DO THIS:
Can you output the material exactly as written, minus any pictures it holds?

GIVEN MATERIAL:
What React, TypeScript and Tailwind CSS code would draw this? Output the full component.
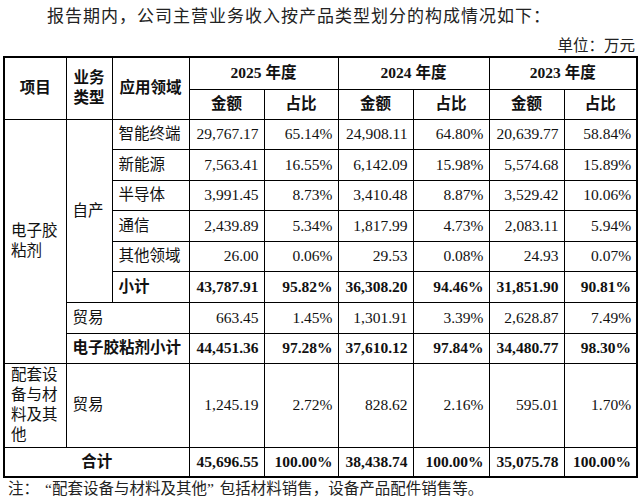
import React from "react";

const F = "font-['Liberation_Serif','Noto_Sans_CJK_SC',serif]";

type Row = { label: string; vals: string[]; bold?: boolean; h: string };

const ziRows: Row[] = [
  { label: "智能终端", vals: ["29,767.17", "65.14%", "24,908.11", "64.80%", "20,639.77", "58.84%"], h: "h-[30px]" },
  { label: "新能源", vals: ["7,563.41", "16.55%", "6,142.09", "15.98%", "5,574.68", "15.89%"], h: "h-[31px]" },
  { label: "半导体", vals: ["3,991.45", "8.73%", "3,410.48", "8.87%", "3,529.42", "10.06%"], h: "h-[30px]" },
  { label: "通信", vals: ["2,439.89", "5.34%", "1,817.99", "4.73%", "2,083.11", "5.94%"], h: "h-[31px]" },
  { label: "其他领域", vals: ["26.00", "0.06%", "29.53", "0.08%", "24.93", "0.07%"], h: "h-[30px]" },
  { label: "小计", vals: ["43,787.91", "95.82%", "36,308.20", "94.46%", "31,851.90", "90.81%"], bold: true, h: "h-[31px]" },
];

const td = "border border-black p-0 align-middle";
const num = `${td} text-right pr-[5px]`;
const txt = `${td} text-left pl-[6px] pr-[4px]`;
const head = `${td} text-center font-bold`;

function Nums({ vals, bold }: { vals: string[]; bold?: boolean }) {
  return (
    <>
      {vals.map((v, i) => (
        <td key={i} className={`${num} ${bold ? "font-bold" : ""}`}>
          {v}
        </td>
      ))}
    </>
  );
}

export default function App() {
  return (
    <div className={`w-[641px] h-[500px] bg-white text-[#111] ${F} overflow-hidden`}>
      <div className="h-[33px] flex items-center pl-[47px] text-[17px] tracking-[1px] text-[#222]">
        报告期内，公司主营业务收入按产品类型划分的构成情况如下：
      </div>
      <div className="h-[23px] leading-[26px] text-right pr-[6px] text-[15.5px] text-[#222]">单位：万元</div>
      <table className="ml-[3px] w-[635px] table-fixed border-collapse border-2 border-black text-[15.5px] leading-[20px]">
        <colgroup>
          <col className="w-[62px]" />
          <col className="w-[46px]" />
          <col className="w-[77px]" />
          <col className="w-[75px]" />
          <col className="w-[74px]" />
          <col className="w-[75px]" />
          <col className="w-[76px]" />
          <col className="w-[75px]" />
          <col className="w-[73px]" />
        </colgroup>
        <tbody>
          <tr className="h-[32px]">
            <td rowSpan={2} className={head}>项目</td>
            <td rowSpan={2} className={`${head} px-[7px]`}>业务类型</td>
            <td rowSpan={2} className={head}>应用领域</td>
            <td colSpan={2} className={head}>2025 年度</td>
            <td colSpan={2} className={head}>2024 年度</td>
            <td colSpan={2} className={head}>2023 年度</td>
          </tr>
          <tr className="h-[30px]">
            <td className={head}>金额</td>
            <td className={head}>占比</td>
            <td className={head}>金额</td>
            <td className={head}>占比</td>
            <td className={head}>金额</td>
            <td className={head}>占比</td>
          </tr>
          {ziRows.map((r, i) => (
            <tr key={r.label} className={r.h}>
              {i === 0 && (
                <>
                  <td rowSpan={8} className={txt}>电子胶粘剂</td>
                  <td rowSpan={6} className={txt}>自产</td>
                </>
              )}
              <td className={`${txt} ${r.bold ? "font-bold" : ""}`}>{r.label}</td>
              <Nums vals={r.vals} bold={r.bold} />
            </tr>
          ))}
          <tr className="h-[31px]">
            <td colSpan={2} className={txt}>贸易</td>
            <Nums vals={["663.45", "1.45%", "1,301.91", "3.39%", "2,628.87", "7.49%"]} />
          </tr>
          <tr className="h-[30px]">
            <td colSpan={2} className={`${txt} font-bold`}>电子胶粘剂小计</td>
            <Nums vals={["44,451.36", "97.28%", "37,610.12", "97.84%", "34,480.77", "98.30%"]} bold />
          </tr>
          <tr className="h-[84px]">
            <td className={txt}>配套设备与材料及其他</td>
            <td colSpan={2} className={txt}>贸易</td>
            <Nums vals={["1,245.19", "2.72%", "828.62", "2.16%", "595.01", "1.70%"]} />
          </tr>
          <tr className="h-[30px]">
            <td colSpan={3} className={`${head}`}>合计</td>
            <Nums vals={["45,696.55", "100.00%", "38,438.74", "100.00%", "35,075.78", "100.00%"]} bold />
          </tr>
        </tbody>
      </table>
      <div className="h-[20px] leading-[20px] mt-[1px] pl-[8px] text-[15.5px] text-[#222] whitespace-nowrap">
        注：<span className="pl-[6px]">“</span>配套设备与材料及其他<span className="pr-[6px]">”</span>包括材料销售，设备产品配件销售等。
      </div>
    </div>
  );
}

FULL ANSWER:
What React, TypeScript and Tailwind CSS code would draw this? Output the full component.
import React from "react";

const F = "font-['Liberation_Serif','Noto_Sans_CJK_SC',serif]";

type Row = { label: string; vals: string[]; bold?: boolean; h: string };

const ziRows: Row[] = [
  { label: "智能终端", vals: ["29,767.17", "65.14%", "24,908.11", "64.80%", "20,639.77", "58.84%"], h: "h-[30px]" },
  { label: "新能源", vals: ["7,563.41", "16.55%", "6,142.09", "15.98%", "5,574.68", "15.89%"], h: "h-[31px]" },
  { label: "半导体", vals: ["3,991.45", "8.73%", "3,410.48", "8.87%", "3,529.42", "10.06%"], h: "h-[30px]" },
  { label: "通信", vals: ["2,439.89", "5.34%", "1,817.99", "4.73%", "2,083.11", "5.94%"], h: "h-[31px]" },
  { label: "其他领域", vals: ["26.00", "0.06%", "29.53", "0.08%", "24.93", "0.07%"], h: "h-[30px]" },
  { label: "小计", vals: ["43,787.91", "95.82%", "36,308.20", "94.46%", "31,851.90", "90.81%"], bold: true, h: "h-[31px]" },
];

const td = "border border-black p-0 align-middle";
const num = `${td} text-right pr-[5px]`;
const txt = `${td} text-left pl-[6px] pr-[4px]`;
const head = `${td} text-center font-bold`;

function Nums({ vals, bold }: { vals: string[]; bold?: boolean }) {
  return (
    <>
      {vals.map((v, i) => (
        <td key={i} className={`${num} ${bold ? "font-bold" : ""}`}>
          {v}
        </td>
      ))}
    </>
  );
}

export default function App() {
  return (
    <div className={`w-[641px] h-[500px] bg-white text-[#111] ${F} overflow-hidden`}>
      <div className="h-[33px] flex items-center pl-[47px] text-[17px] tracking-[1px] text-[#222]">
        报告期内，公司主营业务收入按产品类型划分的构成情况如下：
      </div>
      <div className="h-[23px] leading-[26px] text-right pr-[6px] text-[15.5px] text-[#222]">单位：万元</div>
      <table className="ml-[3px] w-[635px] table-fixed border-collapse border-2 border-black text-[15.5px] leading-[20px]">
        <colgroup>
          <col className="w-[62px]" />
          <col className="w-[46px]" />
          <col className="w-[77px]" />
          <col className="w-[75px]" />
          <col className="w-[74px]" />
          <col className="w-[75px]" />
          <col className="w-[76px]" />
          <col className="w-[75px]" />
          <col className="w-[73px]" />
        </colgroup>
        <tbody>
          <tr className="h-[32px]">
            <td rowSpan={2} className={head}>项目</td>
            <td rowSpan={2} className={`${head} px-[7px]`}>业务类型</td>
            <td rowSpan={2} className={head}>应用领域</td>
            <td colSpan={2} className={head}>2025 年度</td>
            <td colSpan={2} className={head}>2024 年度</td>
            <td colSpan={2} className={head}>2023 年度</td>
          </tr>
          <tr className="h-[30px]">
            <td className={head}>金额</td>
            <td className={head}>占比</td>
            <td className={head}>金额</td>
            <td className={head}>占比</td>
            <td className={head}>金额</td>
            <td className={head}>占比</td>
          </tr>
          {ziRows.map((r, i) => (
            <tr key={r.label} className={r.h}>
              {i === 0 && (
                <>
                  <td rowSpan={8} className={txt}>电子胶粘剂</td>
                  <td rowSpan={6} className={txt}>自产</td>
                </>
              )}
              <td className={`${txt} ${r.bold ? "font-bold" : ""}`}>{r.label}</td>
              <Nums vals={r.vals} bold={r.bold} />
            </tr>
          ))}
          <tr className="h-[31px]">
            <td colSpan={2} className={txt}>贸易</td>
            <Nums vals={["663.45", "1.45%", "1,301.91", "3.39%", "2,628.87", "7.49%"]} />
          </tr>
          <tr className="h-[30px]">
            <td colSpan={2} className={`${txt} font-bold`}>电子胶粘剂小计</td>
            <Nums vals={["44,451.36", "97.28%", "37,610.12", "97.84%", "34,480.77", "98.30%"]} bold />
          </tr>
          <tr className="h-[84px]">
            <td className={txt}>配套设备与材料及其他</td>
            <td colSpan={2} className={txt}>贸易</td>
            <Nums vals={["1,245.19", "2.72%", "828.62", "2.16%", "595.01", "1.70%"]} />
          </tr>
          <tr className="h-[30px]">
            <td colSpan={3} className={`${head}`}>合计</td>
            <Nums vals={["45,696.55", "100.00%", "38,438.74", "100.00%", "35,075.78", "100.00%"]} bold />
          </tr>
        </tbody>
      </table>
      <div className="h-[20px] leading-[20px] mt-[1px] pl-[8px] text-[15.5px] text-[#222] whitespace-nowrap">
        注：<span className="pl-[6px]">“</span>配套设备与材料及其他<span className="pr-[6px]">”</span>包括材料销售，设备产品配件销售等。
      </div>
    </div>
  );
}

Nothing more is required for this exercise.